The distant origins of the death’s head hawk-moth are not a disadvantage; they actually work in its favour. This is because there is nowhere in the wild where the females of these massive moths will find any nightshade plants in such abundance and so conveniently grown, with open ground around the bushes, as in a potato field. Accordingly, soon after its large-scale introduction into Europe in the early seventeenth century, the American potato plant became a preferred alternative for this large African hawk-moth. We can assume that, prior to this, it flew here from the edge of tropical Africa only seldom, due to the lack of suitable forage plants. The bittersweet nightshade, Solanum dulcamara , did not offer much nutrition and grows so sparsely that even today the caterpillar of the death’s head hawk-moth is rarely found on it.

When these caterpillars are fully grown, they dig an elongated hollow slightly below the surface of the ground, in which they pupate.
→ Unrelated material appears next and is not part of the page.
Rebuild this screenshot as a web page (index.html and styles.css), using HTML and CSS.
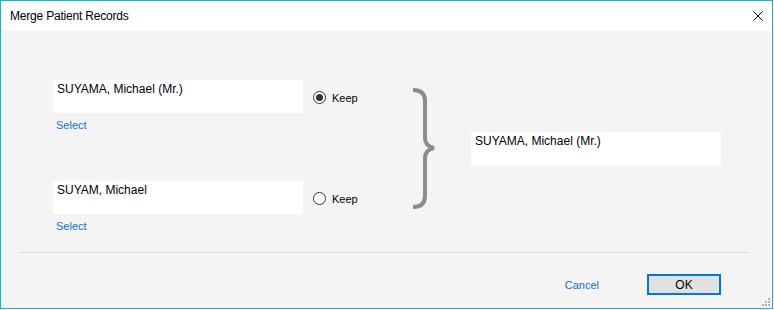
FILE: index.html
```html
<!DOCTYPE html>
<html lang="en">
  <head>
    <meta charset="UTF-8" />
    <title>Merge Patient Records</title>
    <link rel="stylesheet" href="styles.css">
  </head>
  <body>
    <div class="window">
      <div class="titlebar">
        <span class="title">Merge Patient Records</span>
        <svg class="close" width="10" height="10" viewBox="0 0 10 10">
          <path d="M0.5 0.5 L9.5 9.5 M9.5 0.5 L0.5 9.5" stroke="#000" stroke-width="1" fill="none" />
        </svg>
      </div>

      <div class="main">
        <div class="sources">
          <div class="source">
            <div class="record">SUYAMA, Michael (Mr.)</div>
            <div class="radio">
              <span class="dot checked"></span>
              <span>Keep</span>
            </div>
            <a class="select" href="#">Select</a>
          </div>
          <div class="source">
            <div class="record">SUYAM, Michael</div>
            <div class="radio">
              <span class="dot"></span>
              <span>Keep</span>
            </div>
            <a class="select" href="#">Select</a>
          </div>
        </div>

        <svg class="brace" width="24" height="122" viewBox="0 0 24 122">
          <path d="M0 2 Q12 2 12 13 L12 50 Q12 58 21 60 Q12 62 12 70 L12 108 Q12 119 0 119"
            stroke="#8c8c8c" stroke-width="4" fill="none" />
        </svg>

        <div class="record result">SUYAMA, Michael (Mr.)</div>
      </div>

      <div class="divider"></div>

      <div class="footer">
        <a class="cancel" href="#">Cancel</a>
        <button class="ok">OK</button>
      </div>

      <div class="grip">
        <span></span><span></span><span></span>
        <span></span><span></span><span></span>
      </div>
    </div>
  </body>
</html>
```

FILE: styles.css
```css
body {
  margin: 0;
  background: #ffffff;
  font-family: "Liberation Sans", Arial, sans-serif;
  font-size: 12px;
  color: #000;
}
.window {
  position: relative;
  box-sizing: border-box;
  width: 773px;
  height: 309px;
  border: 1px solid #18b4c8;
  background: #f4f4f4;
}
.titlebar {
  display: flex;
  align-items: center;
  justify-content: space-between;
  height: 30px;
  padding-left: 9px;
  padding-right: 9px;
  background: #ffffff;
}
.title {
  font-size: 12px;
  letter-spacing: -0.2px;
}
.close {
  display: block;
}
.main {
  display: flex;
  align-items: flex-start;
  padding: 49px 0 0 52px;
}
.sources {
  display: flex;
  flex-direction: column;
  gap: 48px;
}
.source {
  display: grid;
  grid-template-columns: 250px 100px;
  column-gap: 10px;
}
.record {
  box-sizing: border-box;
  height: 33px;
  padding: 3px 4px;
  line-height: 13px;
  background: #ffffff;
}
.radio {
  display: flex;
  align-items: center;
  gap: 6px;
  margin-top: 2px;
  font-size: 11px;
}
.dot {
  box-sizing: border-box;
  width: 13px;
  height: 13px;
  border: 1px solid #333;
  border-radius: 50%;
  background: #fff;
  display: flex;
  align-items: center;
  justify-content: center;
}
.dot.checked::after {
  content: "";
  width: 7px;
  height: 7px;
  border-radius: 50%;
  background: #333;
}
.select {
  display: block;
  justify-self: start;
  margin: 5px 0 0 3px;
  line-height: 15px;
  height: 15px;
  font-size: 11px;
  color: #1570d0;
  text-decoration: none;
}
.brace {
  display: block;
  margin-top: 8px;
}
.result {
  width: 250px;
  margin-top: 52px;
  margin-left: 34px;
}
.divider {
  height: 1px;
  width: 730px;
  margin: 18px 0 0 18px;
  background: #d8d8d8;
}
.footer {
  display: flex;
  justify-content: flex-end;
  align-items: center;
  gap: 48px;
  margin-top: 21px;
  padding-right: 51px;
}
.cancel {
  font-size: 11px;
  color: #1570d0;
  text-decoration: none;
}
.ok {
  box-sizing: border-box;
  width: 74px;
  height: 21px;
  padding: 0;
  border: 2px solid #0078d7;
  background: #e1e1e1;
  font-family: "Liberation Sans", Arial, sans-serif;
  font-size: 12px;
  color: #000;
}
.grip {
  position: absolute;
  right: 2px;
  bottom: 2px;
  display: grid;
  grid-template-columns: repeat(3, 2px);
  grid-template-rows: repeat(3, 2px);
  gap: 1px;
}
.grip span {
  background: #b3b3b3;
}
.grip span:nth-child(1) {
  grid-area: 1 / 3;
}
.grip span:nth-child(2) {
  grid-area: 2 / 2;
}
.grip span:nth-child(3) {
  grid-area: 2 / 3;
}
.grip span:nth-child(4) {
  grid-area: 3 / 1;
}
.grip span:nth-child(5) {
  grid-area: 3 / 2;
}
.grip span:nth-child(6) {
  grid-area: 3 / 3;
}
```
After several weeks of pupation, the mature moths emerge, and must try to fly south, across the Alps. They will not survive the winter to the north of them. My specimen was just such a fully grown caterpillar. I had housed him in a clean jam jar on a bed of garden soil and loosely covered him. From time to time I would spray the soil a little, so that the pupa would not dry out. With success: the newly emerged death’s head hawk-moth, whose wings were not yet fully unfurled, not quite covering the yellow and black-ringed plump abdomen, appeared massive to me. More so, when I let it crawl onto my index finger so that I could place it on the curtains. This way of holding it would allow it to fully stretch out its wings, so that they could become fit for flying. My goal was, after all, to release it at dusk, so that it could return to Africa. The mere thought that this plan might be successful and that I might contribute to it excited me tremendously.